▶ _PROVIDED RECORDS_
+ + +
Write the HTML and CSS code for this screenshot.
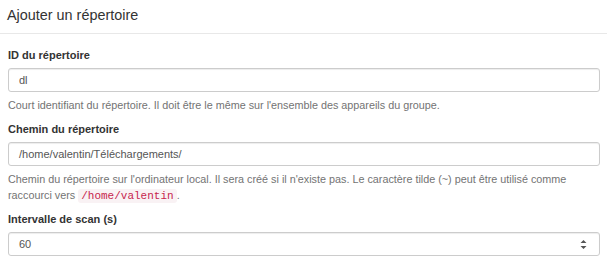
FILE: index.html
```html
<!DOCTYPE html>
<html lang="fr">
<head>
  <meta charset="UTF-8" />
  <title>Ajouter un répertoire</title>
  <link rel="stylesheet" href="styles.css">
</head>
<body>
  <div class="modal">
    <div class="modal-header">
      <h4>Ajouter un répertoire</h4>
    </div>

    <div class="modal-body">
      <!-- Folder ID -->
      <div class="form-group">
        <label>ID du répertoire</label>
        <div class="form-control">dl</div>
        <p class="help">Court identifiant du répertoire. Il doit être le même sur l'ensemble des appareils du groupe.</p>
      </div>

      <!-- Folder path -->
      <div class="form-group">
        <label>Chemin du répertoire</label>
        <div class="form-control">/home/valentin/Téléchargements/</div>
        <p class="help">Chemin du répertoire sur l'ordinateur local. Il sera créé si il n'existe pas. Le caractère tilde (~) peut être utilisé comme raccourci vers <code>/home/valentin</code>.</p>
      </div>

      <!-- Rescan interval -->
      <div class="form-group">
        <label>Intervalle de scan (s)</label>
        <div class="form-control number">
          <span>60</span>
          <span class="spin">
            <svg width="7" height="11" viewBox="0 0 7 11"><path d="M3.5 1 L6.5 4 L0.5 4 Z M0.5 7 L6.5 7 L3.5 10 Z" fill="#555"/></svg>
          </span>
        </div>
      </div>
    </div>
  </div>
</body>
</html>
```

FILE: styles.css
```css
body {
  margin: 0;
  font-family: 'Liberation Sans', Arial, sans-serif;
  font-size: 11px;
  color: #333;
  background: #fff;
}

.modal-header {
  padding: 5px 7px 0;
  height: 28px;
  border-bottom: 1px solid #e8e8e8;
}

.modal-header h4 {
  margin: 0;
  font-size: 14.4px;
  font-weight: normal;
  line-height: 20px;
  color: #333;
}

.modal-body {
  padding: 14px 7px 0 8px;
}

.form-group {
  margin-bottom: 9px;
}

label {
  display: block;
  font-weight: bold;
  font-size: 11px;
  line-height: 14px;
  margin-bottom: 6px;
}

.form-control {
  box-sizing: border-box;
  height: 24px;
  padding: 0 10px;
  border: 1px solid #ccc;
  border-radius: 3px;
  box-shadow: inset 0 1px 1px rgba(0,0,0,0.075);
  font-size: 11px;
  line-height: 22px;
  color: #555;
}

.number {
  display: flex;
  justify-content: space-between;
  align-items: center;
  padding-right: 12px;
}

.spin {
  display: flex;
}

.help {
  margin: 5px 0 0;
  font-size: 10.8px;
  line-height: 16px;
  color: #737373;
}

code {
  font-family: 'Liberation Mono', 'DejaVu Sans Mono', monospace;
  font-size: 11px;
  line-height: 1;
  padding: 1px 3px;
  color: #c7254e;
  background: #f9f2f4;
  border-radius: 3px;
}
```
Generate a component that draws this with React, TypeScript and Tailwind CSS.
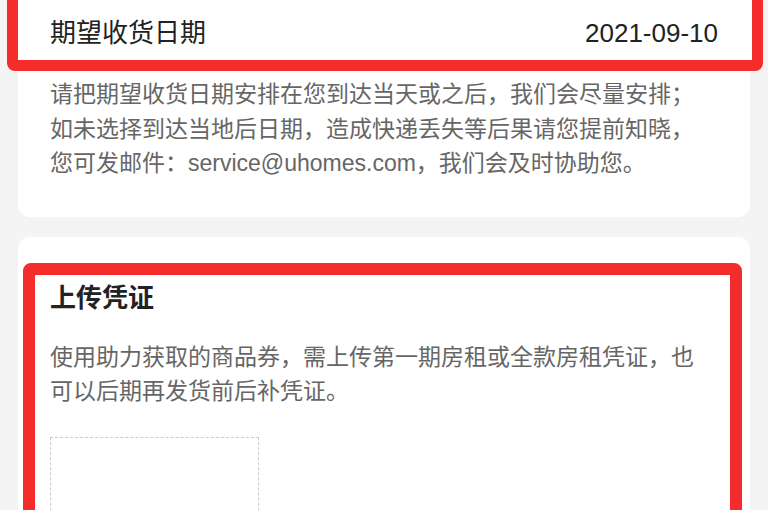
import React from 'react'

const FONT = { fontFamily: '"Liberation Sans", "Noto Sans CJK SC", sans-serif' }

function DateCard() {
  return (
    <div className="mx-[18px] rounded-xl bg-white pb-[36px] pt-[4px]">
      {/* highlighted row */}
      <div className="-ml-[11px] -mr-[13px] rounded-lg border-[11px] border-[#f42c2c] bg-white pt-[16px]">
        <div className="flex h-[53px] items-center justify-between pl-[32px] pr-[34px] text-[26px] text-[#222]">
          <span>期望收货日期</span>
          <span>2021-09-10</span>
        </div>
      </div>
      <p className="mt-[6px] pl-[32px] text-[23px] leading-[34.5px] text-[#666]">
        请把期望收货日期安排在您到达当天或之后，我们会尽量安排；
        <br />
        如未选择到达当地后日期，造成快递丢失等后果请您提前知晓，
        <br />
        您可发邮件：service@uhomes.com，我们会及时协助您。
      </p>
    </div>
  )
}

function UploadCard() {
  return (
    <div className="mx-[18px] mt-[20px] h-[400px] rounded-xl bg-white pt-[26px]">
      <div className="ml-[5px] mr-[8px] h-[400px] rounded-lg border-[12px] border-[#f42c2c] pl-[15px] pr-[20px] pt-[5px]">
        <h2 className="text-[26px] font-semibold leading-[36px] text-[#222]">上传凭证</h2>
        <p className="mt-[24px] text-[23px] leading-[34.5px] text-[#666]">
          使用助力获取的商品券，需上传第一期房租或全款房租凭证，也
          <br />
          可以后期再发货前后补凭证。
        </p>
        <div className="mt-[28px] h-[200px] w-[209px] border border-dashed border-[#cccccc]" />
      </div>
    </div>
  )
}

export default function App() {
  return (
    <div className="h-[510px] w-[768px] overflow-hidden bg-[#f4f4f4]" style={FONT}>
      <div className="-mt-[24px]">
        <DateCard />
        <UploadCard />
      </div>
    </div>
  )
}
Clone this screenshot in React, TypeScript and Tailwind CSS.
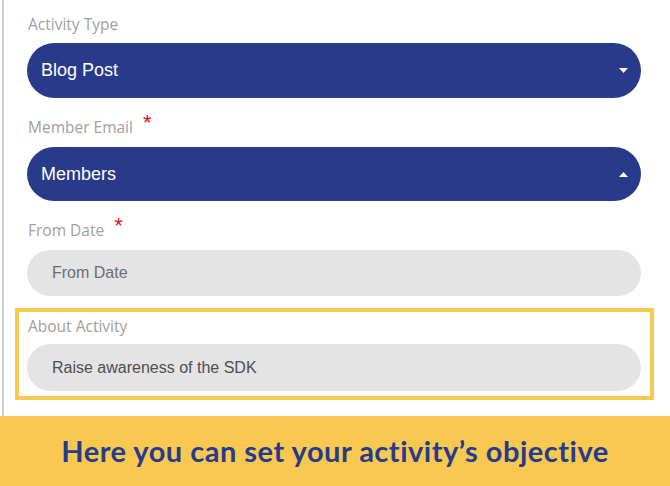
+ + +
Pictures in the records above are left out; print everything else exactly as written.

▶ _FULL ANSWER_
Write the HTML and CSS code for this screenshot.
FILE: index.html
```html
<!DOCTYPE html>
<html lang="fr">
<head>
  <meta charset="UTF-8" />
  <title>Ajouter un répertoire</title>
  <link rel="stylesheet" href="styles.css">
</head>
<body>
  <div class="modal">
    <div class="modal-header">
      <h4>Ajouter un répertoire</h4>
    </div>

    <div class="modal-body">
      <!-- Folder ID -->
      <div class="form-group">
        <label>ID du répertoire</label>
        <div class="form-control">dl</div>
        <p class="help">Court identifiant du répertoire. Il doit être le même sur l'ensemble des appareils du groupe.</p>
      </div>

      <!-- Folder path -->
      <div class="form-group">
        <label>Chemin du répertoire</label>
        <div class="form-control">/home/valentin/Téléchargements/</div>
        <p class="help">Chemin du répertoire sur l'ordinateur local. Il sera créé si il n'existe pas. Le caractère tilde (~) peut être utilisé comme raccourci vers <code>/home/valentin</code>.</p>
      </div>

      <!-- Rescan interval -->
      <div class="form-group">
        <label>Intervalle de scan (s)</label>
        <div class="form-control number">
          <span>60</span>
          <span class="spin">
            <svg width="7" height="11" viewBox="0 0 7 11"><path d="M3.5 1 L6.5 4 L0.5 4 Z M0.5 7 L6.5 7 L3.5 10 Z" fill="#555"/></svg>
          </span>
        </div>
      </div>
    </div>
  </div>
</body>
</html>
```

FILE: styles.css
```css
body {
  margin: 0;
  font-family: 'Liberation Sans', Arial, sans-serif;
  font-size: 11px;
  color: #333;
  background: #fff;
}

.modal-header {
  padding: 5px 7px 0;
  height: 28px;
  border-bottom: 1px solid #e8e8e8;
}

.modal-header h4 {
  margin: 0;
  font-size: 14.4px;
  font-weight: normal;
  line-height: 20px;
  color: #333;
}

.modal-body {
  padding: 14px 7px 0 8px;
}

.form-group {
  margin-bottom: 9px;
}

label {
  display: block;
  font-weight: bold;
  font-size: 11px;
  line-height: 14px;
  margin-bottom: 6px;
}

.form-control {
  box-sizing: border-box;
  height: 24px;
  padding: 0 10px;
  border: 1px solid #ccc;
  border-radius: 3px;
  box-shadow: inset 0 1px 1px rgba(0,0,0,0.075);
  font-size: 11px;
  line-height: 22px;
  color: #555;
}

.number {
  display: flex;
  justify-content: space-between;
  align-items: center;
  padding-right: 12px;
}

.spin {
  display: flex;
}

.help {
  margin: 5px 0 0;
  font-size: 10.8px;
  line-height: 16px;
  color: #737373;
}

code {
  font-family: 'Liberation Mono', 'DejaVu Sans Mono', monospace;
  font-size: 11px;
  line-height: 1;
  padding: 1px 3px;
  color: #c7254e;
  background: #f9f2f4;
  border-radius: 3px;
}
```
Generate a component that draws this with React, TypeScript and Tailwind CSS.
import React from 'react'

const FONT = { fontFamily: '"Liberation Sans", "Noto Sans CJK SC", sans-serif' }

function DateCard() {
  return (
    <div className="mx-[18px] rounded-xl bg-white pb-[36px] pt-[4px]">
      {/* highlighted row */}
      <div className="-ml-[11px] -mr-[13px] rounded-lg border-[11px] border-[#f42c2c] bg-white pt-[16px]">
        <div className="flex h-[53px] items-center justify-between pl-[32px] pr-[34px] text-[26px] text-[#222]">
          <span>期望收货日期</span>
          <span>2021-09-10</span>
        </div>
      </div>
      <p className="mt-[6px] pl-[32px] text-[23px] leading-[34.5px] text-[#666]">
        请把期望收货日期安排在您到达当天或之后，我们会尽量安排；
        <br />
        如未选择到达当地后日期，造成快递丢失等后果请您提前知晓，
        <br />
        您可发邮件：service@uhomes.com，我们会及时协助您。
      </p>
    </div>
  )
}

function UploadCard() {
  return (
    <div className="mx-[18px] mt-[20px] h-[400px] rounded-xl bg-white pt-[26px]">
      <div className="ml-[5px] mr-[8px] h-[400px] rounded-lg border-[12px] border-[#f42c2c] pl-[15px] pr-[20px] pt-[5px]">
        <h2 className="text-[26px] font-semibold leading-[36px] text-[#222]">上传凭证</h2>
        <p className="mt-[24px] text-[23px] leading-[34.5px] text-[#666]">
          使用助力获取的商品券，需上传第一期房租或全款房租凭证，也
          <br />
          可以后期再发货前后补凭证。
        </p>
        <div className="mt-[28px] h-[200px] w-[209px] border border-dashed border-[#cccccc]" />
      </div>
    </div>
  )
}

export default function App() {
  return (
    <div className="h-[510px] w-[768px] overflow-hidden bg-[#f4f4f4]" style={FONT}>
      <div className="-mt-[24px]">
        <DateCard />
        <UploadCard />
      </div>
    </div>
  )
}
Clone this screenshot in React, TypeScript and Tailwind CSS.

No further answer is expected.